Ich wusste beispielsweise nicht, dass ein Abgeordneter nicht nur einen extrem vollen Terminkalender hat der oft bis in die Nacht reicht, sondern sich viele Veranstaltungen sogar überschneiden und das es gar nicht mal so einfach ist sich einen Überblick zu verschaffen und Schritt zu halten.
Mein eigener Tagesablauf hatte drei wesentliche Bestandteile: Lothars Kalender, das Praktikantenprogramm der SPD und meine Aufgaben im Büro. Das war auch meine Prioritätenabfolge, denn am besten kann man die Abläufe eines Parlamentariers und dessen Aufgabenfeld kennen lernen wenn man praktisch sein „Shadow“ wird. Lothars Tagesablauf ist vor allem in den Sitzungswochen sehr vielseitig und schnell lernte ich die Themen, die in der Arbeitsgruppe und im Finanzausschuss aktuell waren, kennen. Finanzpolitik ist zwar nicht mein Schwerpunkt im Studium, aber man findet sich dennoch mit ein bisschen Zeit in die Thematik eines (beispielsweise) Erbschaftsgesetzes oder Investitionsbesteuerungsgesetz ein. Durch die Aktualität des Brexits, konnte ich auch an vielen verschiedenen Veranstaltungen zur Zukunft von Europa teilnehmen und war bei einigen Bankengesprächen dabei. Auch die abendlichen Veranstaltungen, das bedeutet meistens Einladungen von Verbänden oder anderen Lobby-Vereinigungen waren sehr aufschlussreich. Man bekommt die Chance das Themengebiet von allen Seiten zu sehen und ich kam schnell mit anderen Meinungsträgern ins Gespräch. Ebenfalls sehr interessant sind Interviews oder persönliche Gespräche mit Interessensvertretern, in denen Lothar Sachverhalte und Parteipositionen, wie auch seine eigene Meinung mehr erklärt.
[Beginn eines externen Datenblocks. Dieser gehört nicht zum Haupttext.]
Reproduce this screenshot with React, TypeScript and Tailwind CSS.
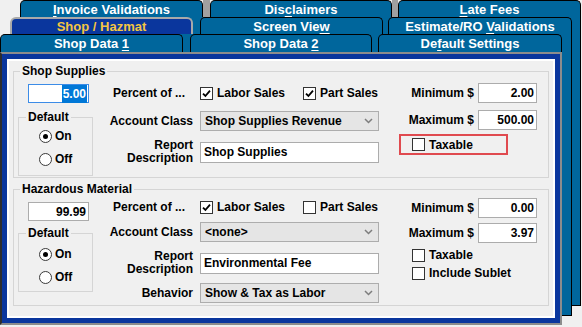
import React from 'react';

type Kids = { children?: React.ReactNode };

const U = ({ c }: { c: string }) => (
    <span className="underline decoration-1 underline-offset-[2px]">{c}</span>
);

function Tab({ children, className = '', selected = false }: Kids & { className?: string; selected?: boolean }) {
    const look = selected
        ? 'border-2 border-b-0 border-[#a9a9a9] rounded-t-[6px] bg-[#0a369d] text-[#f4c542]'
        : 'border border-b-0 border-black rounded-t-[5px] bg-[#00669c] text-white';
    return (
        <div className={`h-full flex items-center justify-center text-[13px] leading-none ${look} ${className}`}>
            <span className="whitespace-pre">{children}</span>
        </div>
    );
}

function Check({ checked = false }: { checked?: boolean }) {
    return (
        <span className="w-[13px] h-[13px] shrink-0 border border-[#333333] bg-white flex items-center justify-center">
            {checked && (
                <svg width="9" height="9" viewBox="0 0 9 9">
                    <path d="M1 4.6 L3.4 7 L8 1.6" stroke="#000" strokeWidth="1.8" fill="none" />
                </svg>
            )}
        </span>
    );
}

function CheckItem({ label, checked, className = '' }: { label: string; checked?: boolean; className?: string }) {
    return (
        <div className={`flex items-center gap-[4px] h-[16px] ${className}`}>
            <Check checked={checked} />
            <span>{label}</span>
        </div>
    );
}

function Radio({ label, on = false, className = '' }: { label: string; on?: boolean; className?: string }) {
    return (
        <div className={`flex items-center gap-[3px] h-[16px] pl-[20px] ${className}`}>
            <span className="w-[13px] h-[13px] rounded-full border border-[#3a3a3a] bg-white flex items-center justify-center">
                {on && <span className="w-[5px] h-[5px] rounded-full bg-black" />}
            </span>
            <span>{label}</span>
        </div>
    );
}

function Select({ value }: { value: string }) {
    return (
        <div className="w-[179px] h-[20px] border border-[#adadad] bg-[#e5e5e5] flex items-center pl-[4px] pr-[5px]">
            <span className="flex-1">{value}</span>
            <svg width="9" height="6" viewBox="0 0 9 6">
                <path d="M1 1 L4.5 4.5 L8 1" stroke="#7d7d7d" strokeWidth="1.5" fill="none" />
            </svg>
        </div>
    );
}

function TextBox({ value }: { value: string }) {
    return (
        <div className="w-[179px] h-[21px] border border-[#acacac] bg-white flex items-center pl-[3px]">{value}</div>
    );
}

function NumBox({ value }: { value: string }) {
    return (
        <div className="w-[59px] h-[20px] border border-[#acacac] bg-white flex items-center justify-end pr-[2px]">
            {value}
        </div>
    );
}

function Row({ label, children, className = '' }: Kids & { label: React.ReactNode; className?: string }) {
    return (
        <div className={`flex items-center ${className}`}>
            <div className="w-[93px] text-right leading-[13px]">{label}</div>
            <div className="ml-[7px]">{children}</div>
        </div>
    );
}

function MoneyRow({ label, value, className = '' }: { label: string; value: string; className?: string }) {
    return (
        <div className={`flex items-center ${className}`}>
            <div className="w-[94px] text-right">{label}</div>
            <div className="ml-[4px]">
                <NumBox value={value} />
            </div>
        </div>
    );
}

function DefaultBox({ className = '', firstRow = '' }: { className?: string; firstRow?: string }) {
    return (
        <fieldset className={`ml-[4px] w-[75px] h-[66px] border border-[#d5d5d5] ${className}`}>
            <legend className="ml-[7px] px-[2px] leading-[14px]">Default</legend>
            <Radio label="On" on className={firstRow} />
            <Radio label="Off" className="mt-[7px]" />
        </fieldset>
    );
}

function ShopSupplies() {
    return (
        <fieldset className="w-[536px] h-[114px] border border-[#d5d5d5]">
            <legend className="ml-[6px] px-[2px] leading-[14px]">Shop Supplies</legend>
            <div className="flex">
                <div className="w-[79px]">
                    <div className="ml-[14px] mt-[6px] w-[61px] h-[19px] border border-[#3c8ce7] bg-white flex items-center justify-end pr-[1px]">
                        <span className="bg-[#0078d7] text-white px-[1px]">5.00</span>
                    </div>
                    <DefaultBox className="mt-[7px]" firstRow="mt-[4px]" />
                </div>

                <div className="ml-[7px] flex flex-col">
                    <div className="flex items-center h-[16px] mt-[7px]">
                        <div className="w-[100px] pl-[13px]">Percent of ...</div>
                        <CheckItem label="Labor Sales" checked className="w-[103px]" />
                        <CheckItem label="Part Sales" checked />
                    </div>
                    <Row label="Account Class" className="mt-[10px]">
                        <Select value="Shop Supplies Revenue" />
                    </Row>
                    <Row label={<>Report<br />Description</>} className="mt-[8px]">
                        <TextBox value="Shop Supplies" />
                    </Row>
                </div>

                <div className="ml-[1px] flex flex-col">
                    <MoneyRow label="Minimum $" value="2.00" className="mt-[5px]" />
                    <MoneyRow label="Maximum $" value="500.00" className="mt-[7px]" />
                    <div className="ml-[19px] mt-[4px] w-[109px] h-[21px] border-2 border-[#e04a4f] flex items-center pl-[11px]">
                        <CheckItem label="Taxable" />
                    </div>
                </div>
            </div>
        </fieldset>
    );
}

function Hazmat() {
    return (
        <fieldset className="mt-[4px] w-[536px] h-[124px] border border-[#d5d5d5]">
            <legend className="ml-[6px] px-[2px] leading-[14px]">Hazardous Material</legend>
            <div className="flex">
                <div className="w-[79px]">
                    <div className="ml-[14px] mt-[6px] w-[61px] h-[19px] border border-[#acacac] bg-white flex items-center justify-end pr-[2px]">
                        99.99
                    </div>
                    <DefaultBox className="mt-[5px]" firstRow="mt-[6px]" />
                </div>

                <div className="ml-[7px] flex flex-col">
                    <div className="flex items-center h-[16px] mt-[3px]">
                        <div className="w-[100px] pl-[13px]">Percent of ...</div>
                        <CheckItem label="Labor Sales" checked className="w-[103px]" />
                        <CheckItem label="Part Sales" />
                    </div>
                    <Row label="Account Class" className="mt-[7px]">
                        <Select value="<none>" />
                    </Row>
                    <Row label={<>Report<br />Description</>} className="mt-[8px]">
                        <TextBox value="Environmental Fee" />
                    </Row>
                    <Row label="Behavior" className="mt-[7px]">
                        <Select value="Show & Tax as Labor" />
                    </Row>
                </div>

                <div className="ml-[1px] flex flex-col">
                    <MoneyRow label="Minimum $" value="0.00" className="mt-[2px]" />
                    <MoneyRow label="Maximum $" value="3.97" className="mt-[5px]" />
                    <CheckItem label="Taxable" className="pl-[32px] mt-[4px]" />
                    <CheckItem label="Include Sublet" className="pl-[32px] mt-[2px]" />
                </div>
            </div>
        </fieldset>
    );
}

export default function App() {
    return (
        <div className="w-[582px] h-[327px] bg-[#f0f0f0] grid overflow-hidden font-['Liberation_Sans',Arial,sans-serif] text-[12px] font-bold text-black">
            {/* back row of tabs */}
            <div className="col-start-1 row-start-1 ml-[20px] w-[561px] h-[306px] flex flex-col">
                <div className="flex h-[17px]">
                    <Tab className="w-[183px]"><U c="I" />nvoice Validations</Tab>
                    <div className="w-[7px] bg-[#a0a0a0]" />
                    <Tab className="w-[182px]">Dis<U c="c" />laimers</Tab>
                    <div className="w-[6px] bg-[#a0a0a0]" />
                    <Tab className="flex-1"><U c="L" />ate Fees</Tab>
                </div>
                <div className="flex-1 bg-[#00669c] border-x border-b border-black" />
            </div>

            {/* middle row of tabs */}
            <div className="col-start-1 row-start-1 ml-[10px] mt-[17px] w-[562px] h-[299px] flex flex-col">
                <div className="flex h-[17px]">
                    <Tab selected className="w-[183px]">Shop / Hazmat</Tab>
                    <div className="w-[7px]" />
                    <Tab className="w-[183px]">Screen Vie<U c="w" /></Tab>
                    <div className="w-[5px]" />
                    <Tab className="flex-1">{'Estimate/RO '}<U c="V" />alidations</Tab>
                </div>
                <div className="flex-1 bg-[#00669c] border-x border-b border-black" />
            </div>

            {/* front row and page */}
            <div className="col-start-1 row-start-1 mt-[34px] w-[562px] h-[291px] flex flex-col">
                <div className="flex h-[18px]">
                    <Tab className="w-[183px]">{'Shop Data '}<U c="1" /></Tab>
                    <div className="w-[7px]" />
                    <Tab className="w-[182px]">{'Shop Data '}<U c="2" /></Tab>
                    <div className="w-[6px]" />
                    <Tab className="flex-1">De<U c="f" />ault Settings</Tab>
                </div>
                <div className="flex-1 border-2 border-[#8c8c8c] border-l-[#2e2e2e] bg-[#0a369d] p-[5px]">
                    <div className="h-full border-2 border-white bg-[#f0f0f0] pl-[4px] pt-[3px]">
                        <ShopSupplies />
                        <Hazmat />
                    </div>
                </div>
            </div>
        </div>
    );
}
Das SPD Praktikantenprogramm ist für alle Praktikanten der Abgeordneten und organisiert Besuche in politische Institutionen hier in Berlin, wie auch Gespräche mit Politikern. So konnte ich beispielsweise das Bundeskanzleramt, das Alte Abgeordnetenhaus, das Bundesministerium für wirtschaftliche Zusammenarbeit und Entwicklung und das Rote Rathaus besichtigen und deren politische Geschichte kennen lernen. Außerdem wurden offene Diskussionsrunden mit Peer Steinbrück wie auch Generalsekretärin Katharina Barley organisiert. Das war eine einmalige Chance die Politiker mal hautnah zu erleben und in ehrlichen Gesprächen deren Meinung zu aktuellen Themen zu hören.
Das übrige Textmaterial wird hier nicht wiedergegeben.